• **SHORT EXERCISE**:
Extract every line that includes the string "components".

• **RAW DATA**:
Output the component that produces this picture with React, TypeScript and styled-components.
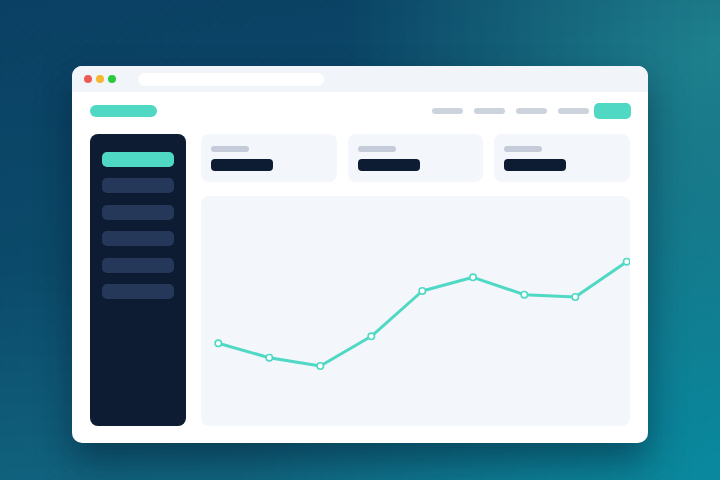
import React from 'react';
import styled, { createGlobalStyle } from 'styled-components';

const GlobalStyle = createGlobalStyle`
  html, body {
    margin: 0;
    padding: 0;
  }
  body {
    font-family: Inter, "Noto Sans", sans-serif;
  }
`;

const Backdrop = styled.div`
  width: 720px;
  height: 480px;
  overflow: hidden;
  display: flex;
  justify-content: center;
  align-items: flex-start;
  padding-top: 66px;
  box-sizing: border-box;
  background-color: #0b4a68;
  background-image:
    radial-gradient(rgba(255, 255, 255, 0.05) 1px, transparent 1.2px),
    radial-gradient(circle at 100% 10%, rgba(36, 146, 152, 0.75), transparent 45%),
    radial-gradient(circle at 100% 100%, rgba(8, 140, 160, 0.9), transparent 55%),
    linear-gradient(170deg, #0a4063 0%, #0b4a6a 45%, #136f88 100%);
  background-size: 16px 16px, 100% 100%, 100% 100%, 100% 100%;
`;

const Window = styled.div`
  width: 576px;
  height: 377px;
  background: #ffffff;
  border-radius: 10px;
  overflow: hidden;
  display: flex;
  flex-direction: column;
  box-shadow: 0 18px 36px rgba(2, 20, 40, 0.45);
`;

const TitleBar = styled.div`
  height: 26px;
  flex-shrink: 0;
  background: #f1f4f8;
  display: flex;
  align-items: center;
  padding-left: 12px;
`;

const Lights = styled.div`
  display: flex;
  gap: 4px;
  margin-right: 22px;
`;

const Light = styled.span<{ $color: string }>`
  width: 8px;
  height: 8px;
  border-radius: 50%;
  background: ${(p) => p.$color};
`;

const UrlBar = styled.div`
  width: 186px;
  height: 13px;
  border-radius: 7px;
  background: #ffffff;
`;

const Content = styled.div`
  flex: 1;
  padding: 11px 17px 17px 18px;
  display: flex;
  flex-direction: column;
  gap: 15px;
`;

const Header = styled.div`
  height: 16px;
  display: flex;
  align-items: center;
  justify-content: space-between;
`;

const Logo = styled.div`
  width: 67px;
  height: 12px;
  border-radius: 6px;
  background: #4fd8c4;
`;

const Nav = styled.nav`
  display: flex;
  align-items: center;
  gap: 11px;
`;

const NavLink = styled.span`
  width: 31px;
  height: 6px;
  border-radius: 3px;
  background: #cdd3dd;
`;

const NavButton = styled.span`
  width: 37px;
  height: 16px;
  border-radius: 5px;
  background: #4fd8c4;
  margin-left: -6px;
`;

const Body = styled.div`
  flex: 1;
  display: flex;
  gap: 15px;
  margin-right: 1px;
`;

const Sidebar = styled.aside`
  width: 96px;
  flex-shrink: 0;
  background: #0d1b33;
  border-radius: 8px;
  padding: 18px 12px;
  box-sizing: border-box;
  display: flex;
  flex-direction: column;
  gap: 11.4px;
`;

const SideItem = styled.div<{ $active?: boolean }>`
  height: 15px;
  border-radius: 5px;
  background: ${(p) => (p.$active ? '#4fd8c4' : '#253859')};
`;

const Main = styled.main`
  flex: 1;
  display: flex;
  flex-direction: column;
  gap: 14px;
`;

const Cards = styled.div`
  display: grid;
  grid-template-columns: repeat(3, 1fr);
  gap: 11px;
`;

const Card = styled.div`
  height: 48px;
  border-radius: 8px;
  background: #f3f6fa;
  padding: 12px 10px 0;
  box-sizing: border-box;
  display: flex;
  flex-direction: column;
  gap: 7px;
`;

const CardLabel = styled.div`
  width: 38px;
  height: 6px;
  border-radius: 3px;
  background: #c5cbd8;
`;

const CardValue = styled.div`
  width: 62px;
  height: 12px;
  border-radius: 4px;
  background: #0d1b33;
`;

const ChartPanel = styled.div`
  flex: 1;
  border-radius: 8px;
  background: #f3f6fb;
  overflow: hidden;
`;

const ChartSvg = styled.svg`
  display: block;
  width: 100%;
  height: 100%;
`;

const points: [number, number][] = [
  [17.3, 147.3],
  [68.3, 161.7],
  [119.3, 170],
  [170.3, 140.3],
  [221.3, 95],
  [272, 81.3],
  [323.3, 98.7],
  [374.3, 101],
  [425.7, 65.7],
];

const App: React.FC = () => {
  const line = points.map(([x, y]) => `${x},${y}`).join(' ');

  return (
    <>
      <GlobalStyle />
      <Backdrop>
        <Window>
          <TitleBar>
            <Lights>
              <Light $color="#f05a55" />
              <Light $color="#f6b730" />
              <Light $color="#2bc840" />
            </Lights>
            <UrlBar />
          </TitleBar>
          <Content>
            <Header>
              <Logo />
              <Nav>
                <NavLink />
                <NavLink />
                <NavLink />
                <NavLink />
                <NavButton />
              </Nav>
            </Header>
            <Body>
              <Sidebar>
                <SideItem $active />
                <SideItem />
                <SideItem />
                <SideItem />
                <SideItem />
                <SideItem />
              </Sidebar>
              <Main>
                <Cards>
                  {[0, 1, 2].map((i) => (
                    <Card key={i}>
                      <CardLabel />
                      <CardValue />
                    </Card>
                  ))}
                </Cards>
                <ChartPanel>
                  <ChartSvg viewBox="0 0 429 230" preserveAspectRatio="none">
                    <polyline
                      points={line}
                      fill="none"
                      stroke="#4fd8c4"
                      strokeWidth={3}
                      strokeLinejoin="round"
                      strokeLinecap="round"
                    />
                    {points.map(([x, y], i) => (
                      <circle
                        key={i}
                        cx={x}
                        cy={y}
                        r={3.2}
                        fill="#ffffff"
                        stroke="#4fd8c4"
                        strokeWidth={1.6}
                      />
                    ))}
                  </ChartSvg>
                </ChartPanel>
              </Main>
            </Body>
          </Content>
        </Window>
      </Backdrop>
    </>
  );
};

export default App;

• **CORRECT OUTPUT**:
Output the component that produces this picture with React, TypeScript and styled-components.
import styled, { createGlobalStyle } from 'styled-components';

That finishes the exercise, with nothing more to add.